Machine-readable data files:
American Institute of Public Opinion. 1976. Gallup Public Opinion Poll # 965 [MRDF]. Princeton, NJ: American Institute of Public Opinion [producer]. New Haven, CT: Roper Public Opinion Research Center, Yale University [distributor].
U.S. Bureau of the Census. 1970. Census of Population and Housing 1970, Summary Statistic File 4H: U.S. [MRDF]. DUALabs ed. Washington, DC: U.S. Bureau of the Census [producer]. Rosslyn, VA: Data Use and Access Laboratories (DUALabs) [distributor].
Scientists and Engineers Statsitical Data System (SESTAT). 2006. "Table B-1: U.S. Scientists and Engineers, by Detailed Field and Level of Highest Desgree Attained: 1999." Retrieved December 12, 2006 (http://srsstats.sbe.nsf.gov/preformatted-tables/1999/tables/TableB1.pdf).
U.S. Bureau of the Census. 1999. "1999 Survey of Doctorate Recipients." Washington, DC: U.S. Department of Commerce.

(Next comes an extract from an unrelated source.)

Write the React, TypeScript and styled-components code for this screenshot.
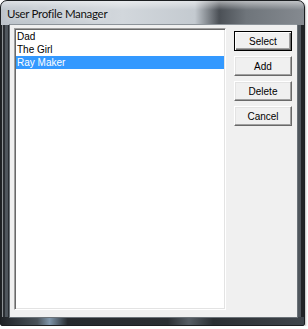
import styled, { createGlobalStyle } from "styled-components"

const profiles = ["Dad", "The Girl", "Ray Maker"]
const selected = 2
const actions = ["Select", "Add", "Delete", "Cancel"]

export default function App() {
  return (
    <>
      <Global />
      <Window>
        <TitleBar>User Profile Manager</TitleBar>
        <Client>
          <ListBox>
            {profiles.map((name, i) => (
              <Item key={name} $selected={i === selected}>
                {name}
              </Item>
            ))}
          </ListBox>
          <Buttons>
            {actions.map((label, i) => (
              <Button key={label} $default={i === 0}>
                {label}
              </Button>
            ))}
          </Buttons>
        </Client>
      </Window>
    </>
  )
}

const Global = createGlobalStyle`
  body {
    margin: 0;
    background: #ffffff;
  }
`

const Window = styled.div`
  width: 305px;
  height: 326px;
  box-sizing: border-box;
  display: flex;
  flex-direction: column;
  padding: 0 6px 7px 8px;
  border: 1px solid #1c1f22;
  border-radius: 7px 7px 2px 2px;
  background:
    linear-gradient(to bottom, rgba(255, 255, 255, 0.5), rgba(255, 255, 255, 0) 9px) top / 100% 24px no-repeat,
    linear-gradient(to right, #bcc3ca 0%, #d2d7dc 40%, #c4cad0 64%, #4b5056 72%, #6f757b 81%, #858a90 100%) top / 100% 24px no-repeat,
    linear-gradient(to right, #1f2226 0%, #4a5259 12%, #8096aa 16%, #262a2e 22%, #2b2f33 55%, #565d64 62%, #2b2f33 70%, #3f454b 100%) bottom / 100% 8px no-repeat,
    linear-gradient(to right, #202326 0 1px, #8c9094 1px 2px, #2a2e33 2px 4px, #4f565d 4px 7px, #2a2e33 7px calc(100% - 7px), #4f565d calc(100% - 7px) calc(100% - 3px), #202326 calc(100% - 3px));
  box-shadow: 1px 1px 2px rgba(0, 0, 0, 0.25);
`

const TitleBar = styled.div`
  height: 23px;
  flex: none;
  margin-left: -2px;
  font-family: Lato, "Open Sans", sans-serif;
  font-size: 11.5px;
  letter-spacing: -0.3px;
  line-height: 25px;
  color: #111;
  text-shadow: 0 0 6px rgba(255, 255, 255, 0.9);
`

const Client = styled.div`
  flex: 1;
  display: flex;
  padding: 3px 4px 6px 4px;
  background: #f0f0f0;
  border: 1px solid #6b7278;
  border-top-color: #8d949a;
`

const ListBox = styled.div`
  width: 212px;
  height: 282px;
  box-sizing: border-box;
  padding: 1px;
  border: 1px solid;
  border-color: #a0a0a0 #ffffff #ffffff #a0a0a0;
  box-shadow: inset 1px 1px #696969, inset -1px -1px #e3e3e3;
  background: #ffffff;
  font-family: "Liberation Sans", Arial, sans-serif;
  font-size: 10px;
`

const Item = styled.div<{ $selected?: boolean }>`
  height: 13px;
  line-height: 13px;
  padding-left: 1px;
  color: ${(p) => (p.$selected ? "#ffffff" : "#000000")};
  background: ${(p) => (p.$selected ? "#3399ff" : "transparent")};
`

const Buttons = styled.div`
  display: flex;
  flex-direction: column;
  gap: 5px;
  width: 58px;
  margin-left: 8px;
  padding-top: 3px;
`

const Button = styled.button<{ $default?: boolean }>`
  height: 20px;
  box-sizing: border-box;
  padding: 0;
  font-family: "Liberation Sans", Arial, sans-serif;
  font-size: 10px;
  color: #000;
  background: #f0f0f0;
  border: 1px solid;
  border-color: ${(p) => (p.$default ? "#000" : "#ffffff #696969 #696969 #ffffff")};
  box-shadow: ${(p) =>
    p.$default
      ? "inset 1px 1px #ffffff, inset -1px -1px #696969, inset -2px -2px #a0a0a0"
      : "inset -1px -1px #a0a0a0, inset 1px 1px #e3e3e3"};
`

Retrieved December 12, 2006 (http://srsstats.sbe.nsf.gov/docs/sdr99.pdf).
The Chicago Manual of Style, 16th ed. does not have formal reference guidelines for datasets. However, if you can identify the elements of data citation (author, title, publisher/distributor, and electronic location/unique resource identifer), then you can construct a sufficient reference entry.
Author Last, First. Year. Title of Dataset. File name or identifier. Location of Publisher: Publisher. Location of Distributor: Distributor. DOI/URI.
Smith, Tom W., Peter V. Marsden, and Michael Hout. 2011. General Social Survey, 1972-2010 Cumulative File. ICPSR31521-v1. Chicago, IL: National Opinion Research Center. Distributed by Ann Arbor, MI: Inter-university Consortium for Political and Social Research. doi:10.3886/ICPSR31521.v1.
The Modern Language Association, 8th ed. does not have formal reference guidelines for datasets. An appropriate reference entry can be constructed using the MLA core elements.
Datasets (constructed using the MLA core elements):
Smith, Tom W., Peter V. Marsden, and Michael Hout. General Social Survey, 1972-2010 Cumulative File. ICPSR31521-v1. Chicago, IL: National Opinion Research Center [producer]. Ann Arbor, MI: Inter-university Consortium for Political and Social Research [distributor], 2011. Web. 23 Jan 2012. doi:10.3886/ICPSR31521.v1.
MLA does, however, have formal guidelines for citing graphically represented data.
Goldberg, David, et al. Enrollments in Languages Other Than English in United States Institutions of Higher Education, Fall 2013. Modern Language Association, Feb 2015, www.mla.org/enrollments_census.